** BEGIN **
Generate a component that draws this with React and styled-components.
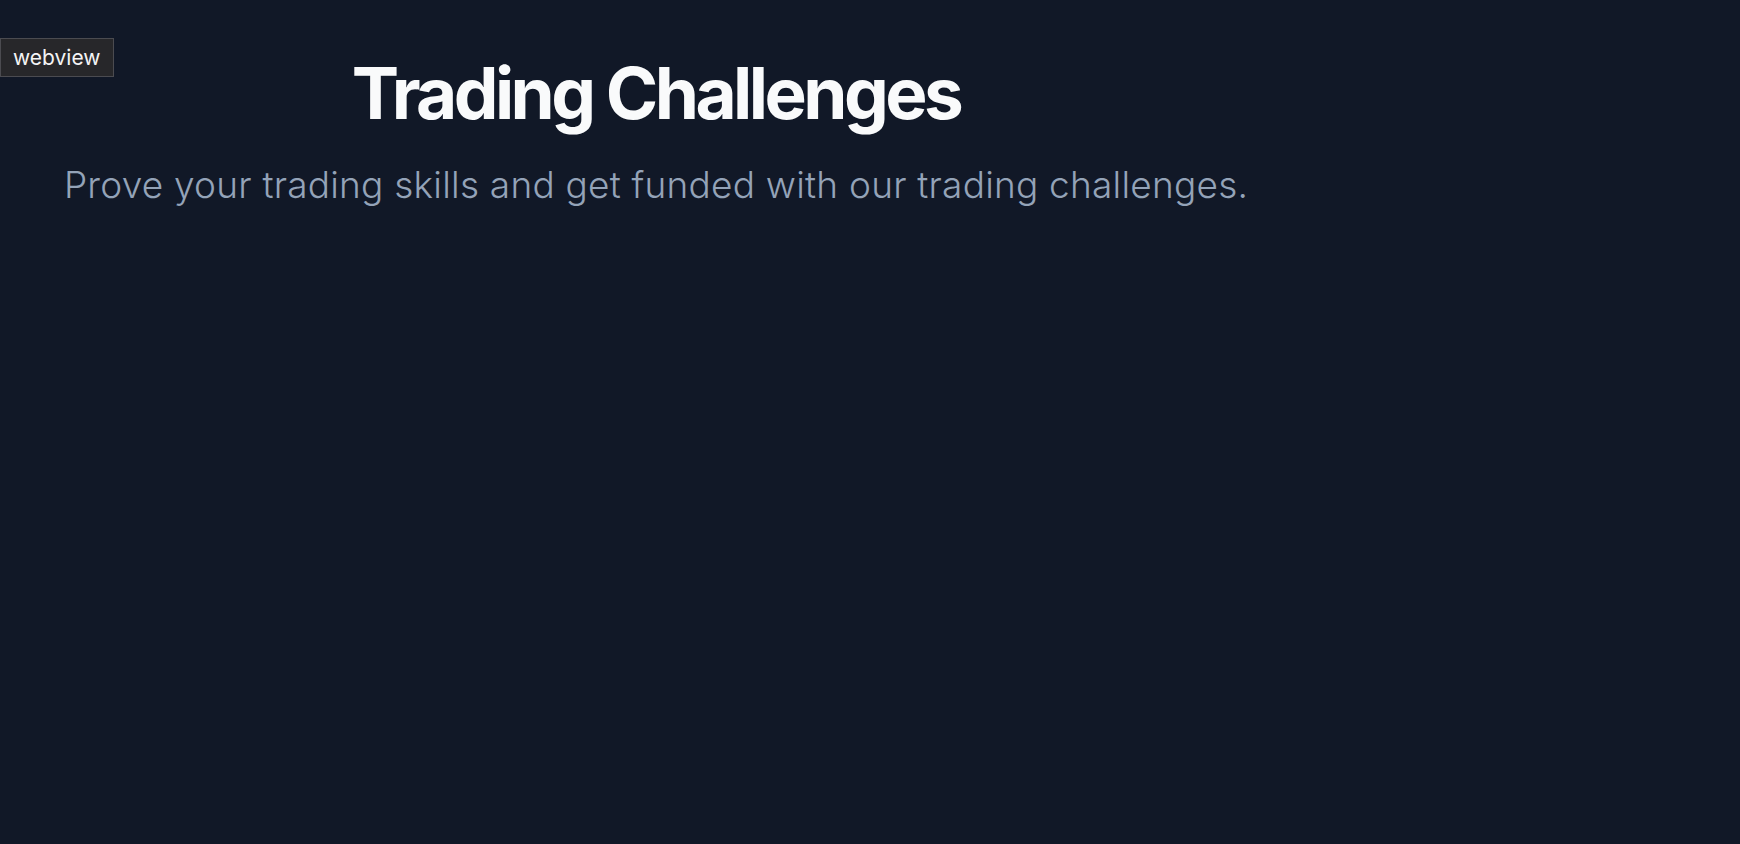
import React from "react";
import styled, { createGlobalStyle } from "styled-components";

const GlobalStyle = createGlobalStyle`
	html, body {
		margin: 0;
		padding: 0;
		background: #111827;
	}
	body {
		font-family: Inter, "Noto Sans", sans-serif;
	}
`;

const Page = styled.main`
	position: relative;
	height: 844px;
	overflow: hidden;
	display: grid;
	grid-template-columns: 1312px 1fr;
	align-content: start;
	padding-top: 58px;
	box-sizing: border-box;
`;

const Hero = styled.section`
	text-align: center;
`;

const Title = styled.h1`
	margin: 0;
	font-size: 71px;
	line-height: 1;
	font-weight: 700;
	letter-spacing: -0.05em;
	color: #f9fafb;
`;

const Subtitle = styled.p`
	margin: 36px 0 0;
	font-size: 37px;
	line-height: 40px;
	font-weight: 300;
	letter-spacing: 0.006em;
	color: #94a3b8;
`;

const Badge = styled.div`
	position: absolute;
	top: 38px;
	left: 0;
	padding: 0 13px 0 12px;
	height: 37px;
	display: flex;
	align-items: center;
	background: #27272a;
	border: 1px solid #4b4b50;
	color: #f4f4f5;
	font-family: Inter, "Liberation Sans", sans-serif;
	font-size: 21px;
`;

export default function App() {
	return (
		<>
			<GlobalStyle />
			<Page>
				<Badge>webview</Badge>
				<Hero>
					<Title>Trading Challenges</Title>
					<Subtitle>
						Prove your trading skills and get funded with our trading challenges.
					</Subtitle>
				</Hero>
			</Page>
		</>
	);
}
** END **
#### WHAT IS REQUIRED:
Repeat the material above in full and unchanged, minus its images.

#### THE OUTPUT:
Generate a component that draws this with React and styled-components.
import React from "react";
import styled, { createGlobalStyle } from "styled-components";

const GlobalStyle = createGlobalStyle`
	html, body {
		margin: 0;
		padding: 0;
		background: #111827;
	}
	body {
		font-family: Inter, "Noto Sans", sans-serif;
	}
`;

const Page = styled.main`
	position: relative;
	height: 844px;
	overflow: hidden;
	display: grid;
	grid-template-columns: 1312px 1fr;
	align-content: start;
	padding-top: 58px;
	box-sizing: border-box;
`;

const Hero = styled.section`
	text-align: center;
`;

const Title = styled.h1`
	margin: 0;
	font-size: 71px;
	line-height: 1;
	font-weight: 700;
	letter-spacing: -0.05em;
	color: #f9fafb;
`;

const Subtitle = styled.p`
	margin: 36px 0 0;
	font-size: 37px;
	line-height: 40px;
	font-weight: 300;
	letter-spacing: 0.006em;
	color: #94a3b8;
`;

const Badge = styled.div`
	position: absolute;
	top: 38px;
	left: 0;
	padding: 0 13px 0 12px;
	height: 37px;
	display: flex;
	align-items: center;
	background: #27272a;
	border: 1px solid #4b4b50;
	color: #f4f4f5;
	font-family: Inter, "Liberation Sans", sans-serif;
	font-size: 21px;
`;

export default function App() {
	return (
		<>
			<GlobalStyle />
			<Page>
				<Badge>webview</Badge>
				<Hero>
					<Title>Trading Challenges</Title>
					<Subtitle>
						Prove your trading skills and get funded with our trading challenges.
					</Subtitle>
				</Hero>
			</Page>
		</>
	);
}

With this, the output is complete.